| Problem description |
Give back the full listing, character for character, with no pictures.

───

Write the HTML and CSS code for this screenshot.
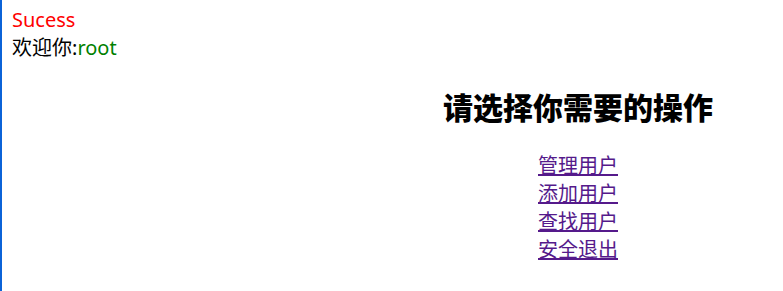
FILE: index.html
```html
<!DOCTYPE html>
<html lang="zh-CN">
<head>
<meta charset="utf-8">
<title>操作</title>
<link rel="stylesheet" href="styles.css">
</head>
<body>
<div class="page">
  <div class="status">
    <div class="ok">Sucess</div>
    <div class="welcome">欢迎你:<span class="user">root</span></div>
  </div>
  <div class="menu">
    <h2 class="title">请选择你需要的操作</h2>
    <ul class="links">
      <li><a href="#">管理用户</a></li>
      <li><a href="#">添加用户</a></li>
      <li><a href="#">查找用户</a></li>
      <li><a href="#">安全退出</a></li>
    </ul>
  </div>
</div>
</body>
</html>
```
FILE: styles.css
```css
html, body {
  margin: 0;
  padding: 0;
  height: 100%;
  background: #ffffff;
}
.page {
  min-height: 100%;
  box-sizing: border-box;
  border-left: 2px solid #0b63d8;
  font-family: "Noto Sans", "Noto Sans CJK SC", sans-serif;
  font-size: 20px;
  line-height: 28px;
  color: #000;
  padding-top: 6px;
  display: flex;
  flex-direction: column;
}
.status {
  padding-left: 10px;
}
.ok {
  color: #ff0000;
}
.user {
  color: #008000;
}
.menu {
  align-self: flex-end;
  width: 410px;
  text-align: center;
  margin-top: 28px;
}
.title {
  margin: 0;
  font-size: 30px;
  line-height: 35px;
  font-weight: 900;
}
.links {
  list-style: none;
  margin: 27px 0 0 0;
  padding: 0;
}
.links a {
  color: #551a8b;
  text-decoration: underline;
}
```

───

| Result below |
Write the HTML and CSS code for this screenshot.
FILE: index.html
```html
<!DOCTYPE html>
<html lang="zh-CN">
<head>
<meta charset="utf-8">
<title>操作</title>
<link rel="stylesheet" href="styles.css">
</head>
<body>
<div class="page">
  <div class="status">
    <div class="ok">Sucess</div>
    <div class="welcome">欢迎你:<span class="user">root</span></div>
  </div>
  <div class="menu">
    <h2 class="title">请选择你需要的操作</h2>
    <ul class="links">
      <li><a href="#">管理用户</a></li>
      <li><a href="#">添加用户</a></li>
      <li><a href="#">查找用户</a></li>
      <li><a href="#">安全退出</a></li>
    </ul>
  </div>
</div>
</body>
</html>
```
FILE: styles.css
```css
html, body {
  margin: 0;
  padding: 0;
  height: 100%;
  background: #ffffff;
}
.page {
  min-height: 100%;
  box-sizing: border-box;
  border-left: 2px solid #0b63d8;
  font-family: "Noto Sans", "Noto Sans CJK SC", sans-serif;
  font-size: 20px;
  line-height: 28px;
  color: #000;
  padding-top: 6px;
  display: flex;
  flex-direction: column;
}
.status {
  padding-left: 10px;
}
.ok {
  color: #ff0000;
}
.user {
  color: #008000;
}
.menu {
  align-self: flex-end;
  width: 410px;
  text-align: center;
  margin-top: 28px;
}
.title {
  margin: 0;
  font-size: 30px;
  line-height: 35px;
  font-weight: 900;
}
.links {
  list-style: none;
  margin: 27px 0 0 0;
  padding: 0;
}
.links a {
  color: #551a8b;
  text-decoration: underline;
}
```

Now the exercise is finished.